Retype the stretch of lines that starts at the line containing "Generate a component" and ends at the line containing "FaChevronDown, FaAdjust, FaStopCircle", inclusive. Do not include pictures.

[Given records start]

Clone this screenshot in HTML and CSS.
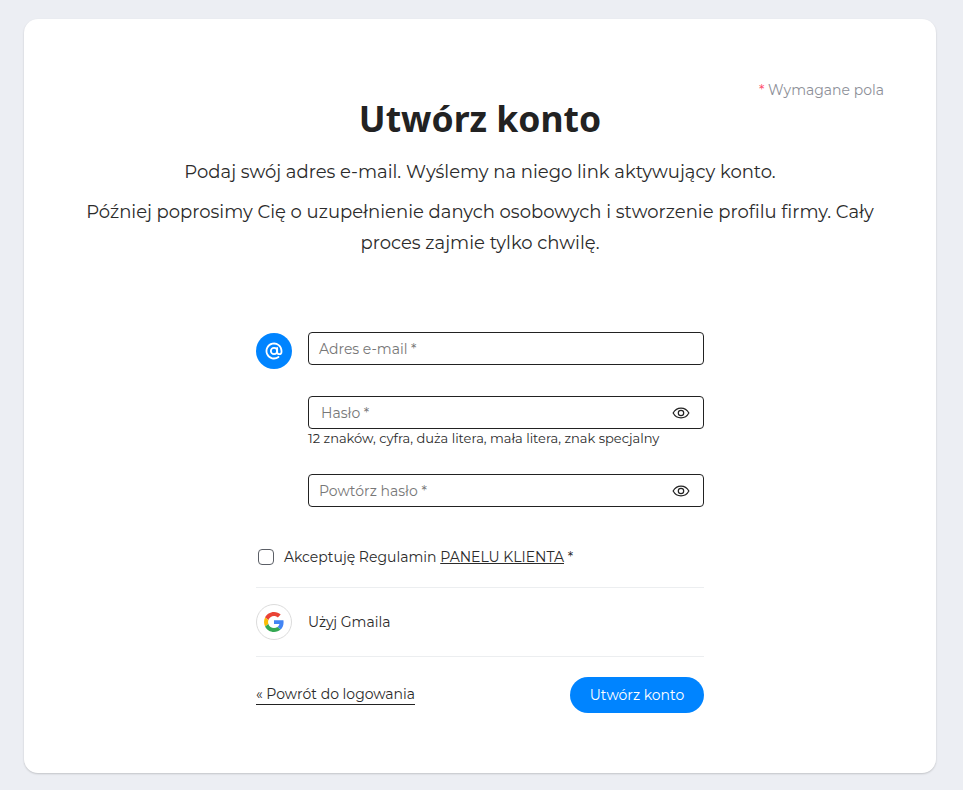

[Given records end]
[Given records start]

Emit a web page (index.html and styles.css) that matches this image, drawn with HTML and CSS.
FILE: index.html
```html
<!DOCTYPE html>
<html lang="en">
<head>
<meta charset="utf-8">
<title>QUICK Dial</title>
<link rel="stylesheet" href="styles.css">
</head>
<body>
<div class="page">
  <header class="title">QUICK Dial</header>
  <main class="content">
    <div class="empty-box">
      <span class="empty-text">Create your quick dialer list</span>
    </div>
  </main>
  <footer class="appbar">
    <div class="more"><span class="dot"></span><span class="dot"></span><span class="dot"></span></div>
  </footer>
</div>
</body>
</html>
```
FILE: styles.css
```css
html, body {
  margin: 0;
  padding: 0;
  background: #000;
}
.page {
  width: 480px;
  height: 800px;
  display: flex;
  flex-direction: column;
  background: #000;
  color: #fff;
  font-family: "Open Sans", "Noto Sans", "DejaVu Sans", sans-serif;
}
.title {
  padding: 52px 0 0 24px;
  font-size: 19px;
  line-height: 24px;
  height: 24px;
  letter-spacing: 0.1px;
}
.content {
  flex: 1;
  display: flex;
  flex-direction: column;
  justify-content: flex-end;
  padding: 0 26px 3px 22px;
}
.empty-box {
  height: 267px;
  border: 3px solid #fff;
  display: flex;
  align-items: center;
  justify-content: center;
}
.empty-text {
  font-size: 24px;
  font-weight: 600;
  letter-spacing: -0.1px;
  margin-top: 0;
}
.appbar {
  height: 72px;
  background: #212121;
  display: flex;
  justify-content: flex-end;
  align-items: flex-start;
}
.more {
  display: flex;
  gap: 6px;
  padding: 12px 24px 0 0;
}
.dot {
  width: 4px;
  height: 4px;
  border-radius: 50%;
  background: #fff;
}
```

[Given records end]
[Given records start]

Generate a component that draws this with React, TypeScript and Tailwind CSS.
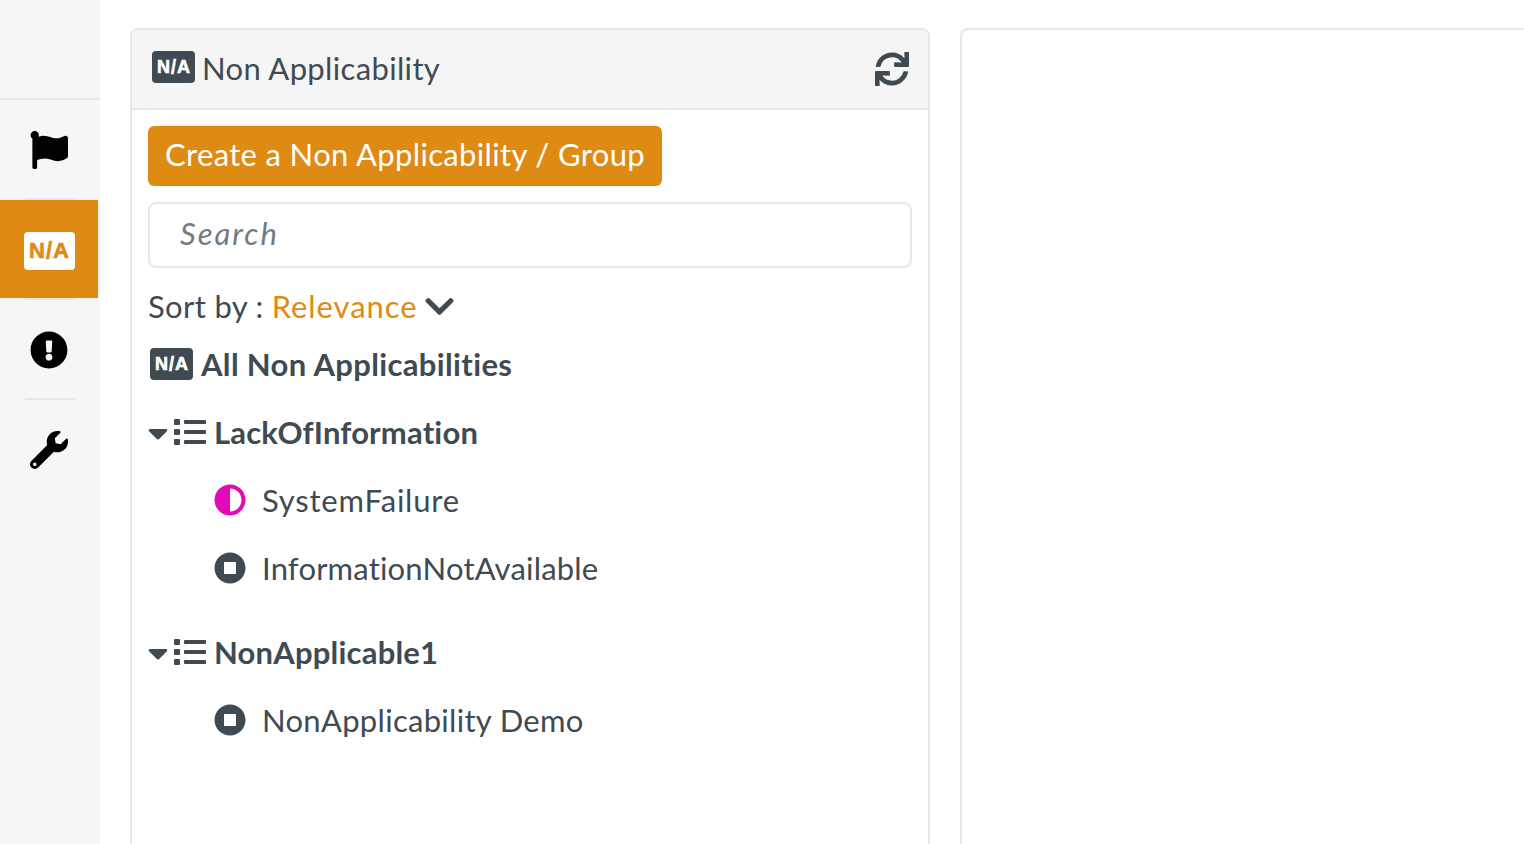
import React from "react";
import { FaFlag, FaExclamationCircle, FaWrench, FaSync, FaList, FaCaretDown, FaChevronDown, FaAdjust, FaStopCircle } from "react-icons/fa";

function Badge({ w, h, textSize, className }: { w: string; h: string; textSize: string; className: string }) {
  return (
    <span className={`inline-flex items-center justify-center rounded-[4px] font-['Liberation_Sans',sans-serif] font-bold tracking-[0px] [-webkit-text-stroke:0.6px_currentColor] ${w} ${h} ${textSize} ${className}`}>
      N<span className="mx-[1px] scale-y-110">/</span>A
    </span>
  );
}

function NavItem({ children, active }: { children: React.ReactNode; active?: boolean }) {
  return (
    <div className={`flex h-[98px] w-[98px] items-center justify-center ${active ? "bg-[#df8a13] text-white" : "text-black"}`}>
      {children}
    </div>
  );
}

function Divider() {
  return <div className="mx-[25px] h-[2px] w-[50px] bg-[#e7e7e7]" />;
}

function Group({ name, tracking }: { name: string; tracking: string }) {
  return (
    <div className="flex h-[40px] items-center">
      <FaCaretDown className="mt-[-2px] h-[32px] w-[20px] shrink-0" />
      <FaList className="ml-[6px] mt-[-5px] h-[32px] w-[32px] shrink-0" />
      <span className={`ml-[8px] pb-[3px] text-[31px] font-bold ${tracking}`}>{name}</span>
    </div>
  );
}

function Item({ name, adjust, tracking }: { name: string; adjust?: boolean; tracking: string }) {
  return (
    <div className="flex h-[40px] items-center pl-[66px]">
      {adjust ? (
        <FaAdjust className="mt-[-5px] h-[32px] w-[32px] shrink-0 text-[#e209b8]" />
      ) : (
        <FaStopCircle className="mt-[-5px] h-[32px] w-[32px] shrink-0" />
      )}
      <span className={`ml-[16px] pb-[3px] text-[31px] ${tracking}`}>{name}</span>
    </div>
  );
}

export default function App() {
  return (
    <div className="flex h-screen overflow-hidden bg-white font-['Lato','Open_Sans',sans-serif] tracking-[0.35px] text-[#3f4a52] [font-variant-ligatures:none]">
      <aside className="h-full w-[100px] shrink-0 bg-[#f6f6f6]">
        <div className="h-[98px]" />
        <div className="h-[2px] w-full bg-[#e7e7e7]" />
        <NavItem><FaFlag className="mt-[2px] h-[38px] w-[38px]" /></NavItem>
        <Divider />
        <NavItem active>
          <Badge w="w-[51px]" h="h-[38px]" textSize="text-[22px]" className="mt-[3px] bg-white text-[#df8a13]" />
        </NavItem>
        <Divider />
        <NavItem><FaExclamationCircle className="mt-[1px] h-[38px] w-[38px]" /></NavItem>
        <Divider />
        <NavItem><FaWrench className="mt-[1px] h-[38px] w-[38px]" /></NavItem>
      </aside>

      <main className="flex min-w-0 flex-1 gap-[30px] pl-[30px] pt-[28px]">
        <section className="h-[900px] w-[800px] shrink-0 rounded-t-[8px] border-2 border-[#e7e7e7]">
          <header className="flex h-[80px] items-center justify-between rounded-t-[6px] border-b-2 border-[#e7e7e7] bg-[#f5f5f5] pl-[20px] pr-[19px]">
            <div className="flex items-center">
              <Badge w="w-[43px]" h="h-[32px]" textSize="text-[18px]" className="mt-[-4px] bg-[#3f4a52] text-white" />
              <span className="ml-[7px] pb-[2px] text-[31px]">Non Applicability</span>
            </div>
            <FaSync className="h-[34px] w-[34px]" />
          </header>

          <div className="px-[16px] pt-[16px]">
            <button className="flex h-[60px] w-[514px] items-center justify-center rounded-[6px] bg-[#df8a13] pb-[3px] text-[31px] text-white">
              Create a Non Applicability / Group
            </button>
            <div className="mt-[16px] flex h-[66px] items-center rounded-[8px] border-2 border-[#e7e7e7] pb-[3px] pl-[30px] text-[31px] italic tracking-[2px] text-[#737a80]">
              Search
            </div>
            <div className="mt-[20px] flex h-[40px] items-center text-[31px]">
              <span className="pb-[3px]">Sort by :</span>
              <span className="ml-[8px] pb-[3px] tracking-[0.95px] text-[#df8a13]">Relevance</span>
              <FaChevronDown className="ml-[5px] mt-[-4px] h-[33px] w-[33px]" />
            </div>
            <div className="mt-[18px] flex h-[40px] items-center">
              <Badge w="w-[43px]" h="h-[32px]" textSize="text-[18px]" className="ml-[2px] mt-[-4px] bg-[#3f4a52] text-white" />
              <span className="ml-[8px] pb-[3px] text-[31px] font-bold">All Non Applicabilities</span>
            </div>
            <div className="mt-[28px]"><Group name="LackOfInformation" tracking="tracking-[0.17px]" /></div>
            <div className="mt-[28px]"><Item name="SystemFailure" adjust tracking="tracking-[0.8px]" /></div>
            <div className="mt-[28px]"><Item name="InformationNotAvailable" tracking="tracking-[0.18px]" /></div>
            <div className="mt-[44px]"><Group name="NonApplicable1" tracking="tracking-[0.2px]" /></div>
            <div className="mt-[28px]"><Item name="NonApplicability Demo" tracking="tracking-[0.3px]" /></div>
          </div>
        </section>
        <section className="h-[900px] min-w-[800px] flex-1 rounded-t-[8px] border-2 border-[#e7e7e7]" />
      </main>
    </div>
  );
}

[Given records end]

The result ▸
Generate a component that draws this with React, TypeScript and Tailwind CSS.
import React from "react";
import { FaFlag, FaExclamationCircle, FaWrench, FaSync, FaList, FaCaretDown, FaChevronDown, FaAdjust, FaStopCircle } from "react-icons/fa";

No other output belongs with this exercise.